3
Yorum
3
Beğeni
5,0
Puan
36
Okunma
Bazen hayat, kelimelerden daha ağır gelir insana. Gün boyu taşıdığın düşünceler, içine attığın cümleler, kimseye açamadığın yorgunluklar birikir. İşte tam da böyle anlarda, insanın en çok ihtiyaç duyduğu şey bir çözüm değil, bir reçete değil; yalnızca “seninle konuşmak iyi geldi” diyebileceği birinin varlığıdır.
Herkes dinler gibi yapar bu hayatta. Sıra kendine gelince anlatır, aceleyle cevap verir, nasihat sıralar. Oysa iyi gelen konuşmalar; sözün kesilmediği, suskunluğun yadırganmadığı, anlatırken kendini savunmak zorunda hissetmediğin anlarda doğar. Birinin karşısında güçlü görünmeye çalışmadan, toparlanmış cümleler kurmadan, eksik ve dağınık hâlinle durabilmektir asıl rahatlatan.
İyi gelen insan, seni düzeltmeye çalışmaz. “Bunu da atlatırsın” demez hemen. Önce anlar, hatta bazen hiçbir şey demeden anladığını hissettirir. Yargılamaz, kıyaslamaz, acele etmez. Sen konuşurken gözleri başka yere kaymaz, susarken de seni boşlukta bırakmaz. Çünkü bazı dertler anlatıldığında değil, dinlendiğinde hafifler.
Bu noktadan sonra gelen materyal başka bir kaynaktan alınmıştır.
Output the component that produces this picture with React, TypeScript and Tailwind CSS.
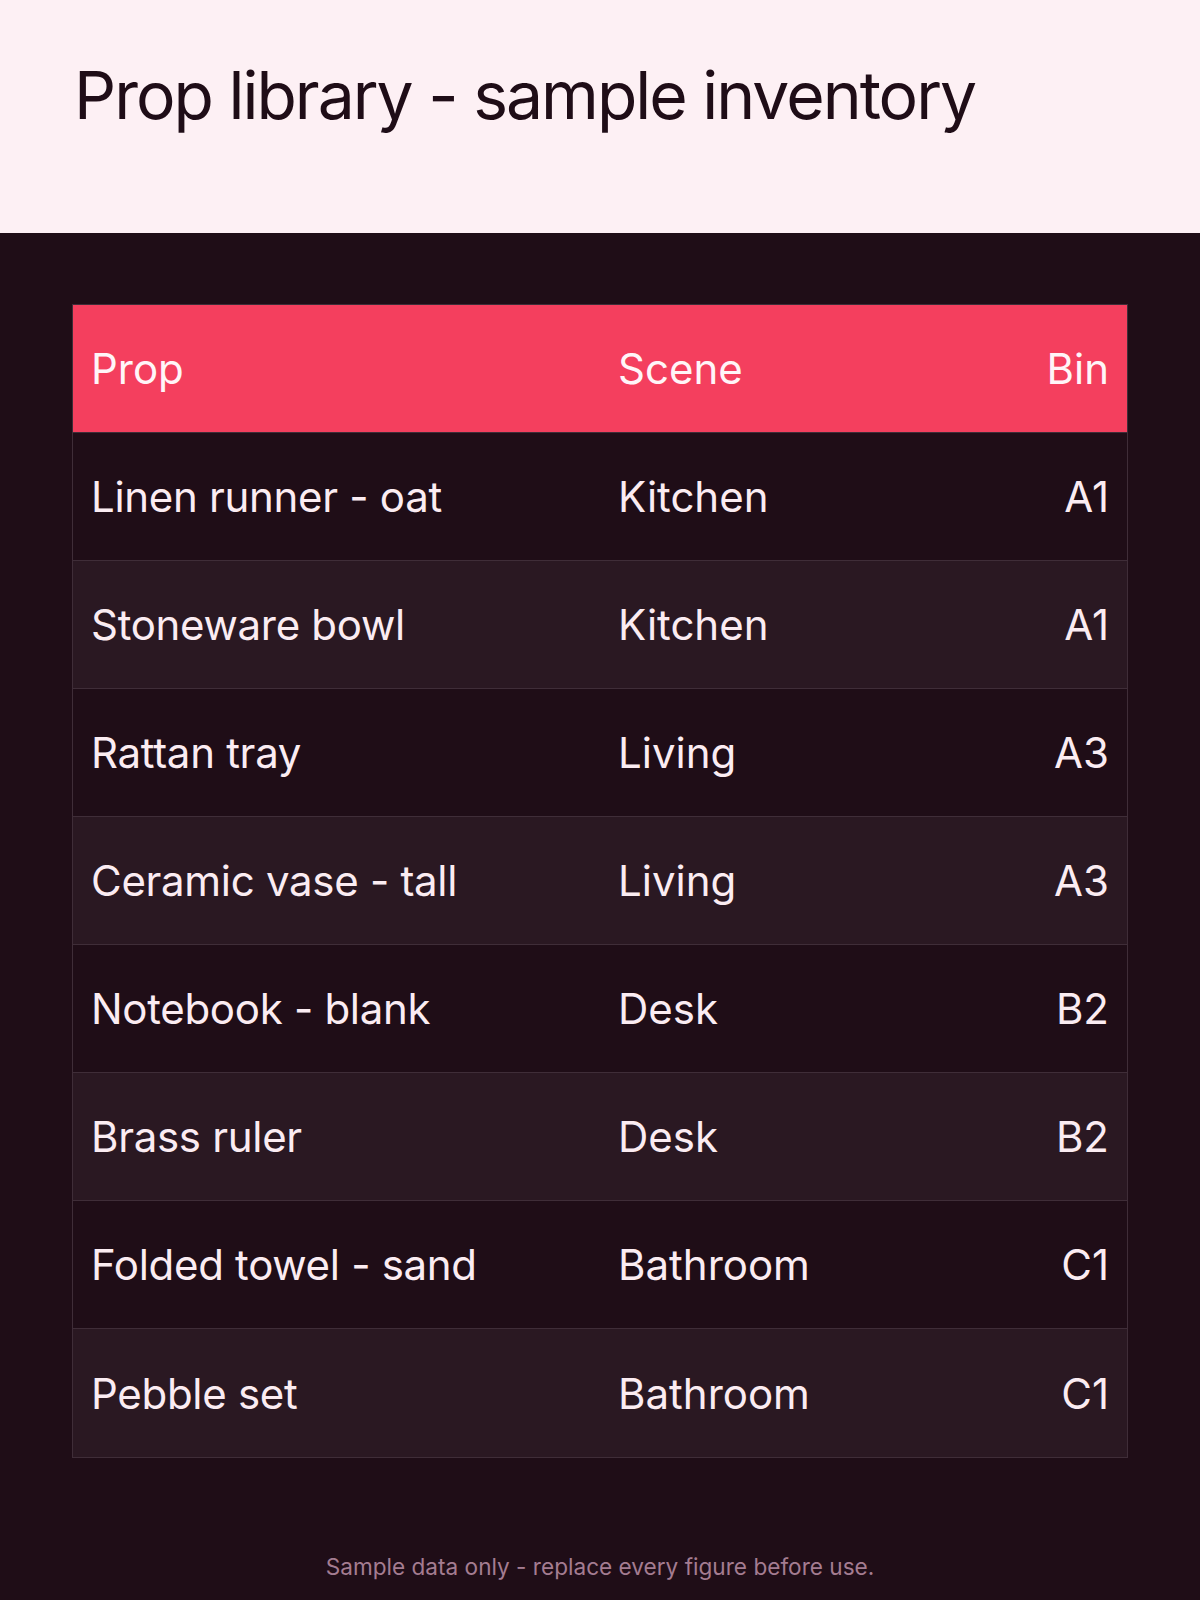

Zamanla anlıyorsun; kalabalıklar içinde yalnız kalmak çok mümkün, ama tek bir doğru insanla kurulan birkaç cümle insanı hayata yeniden bağlayabiliyor. Herkesin yanında gülebilirsin ama herkesin yanında yorulduğunu söyleyemezsin. Herkese “iyiyim” dersin ama çok azına “aslında değilim” diyebilirsin. İşte o azın değeri, yıllar geçtikçe daha iyi anlaşılır.
Ve bazen, bütün günün yükünü omzundan indiren şey uzun konuşmalar değildir. Kısa bir mesaj, tanıdık bir ses, samimi bir soru yeter: “Nasılsın, gerçekten?” Cevabını duymak için sorulan bir soru… İnsan bazen sadece varlığının fark edildiğini bilmek ister.
Bu yüzden hayatta çok şeye sahip olabilirsin; ama eğer günün bir yerinde durup “iyi ki konuştuk, iyi geldi” diyemiyorsan, bir şeyler hep eksik kalır. Çünkü insan, anlatabildiği kadar hafifler. Ve en çok da, kendisi gibi olabildiği insanların yanında iyileşir.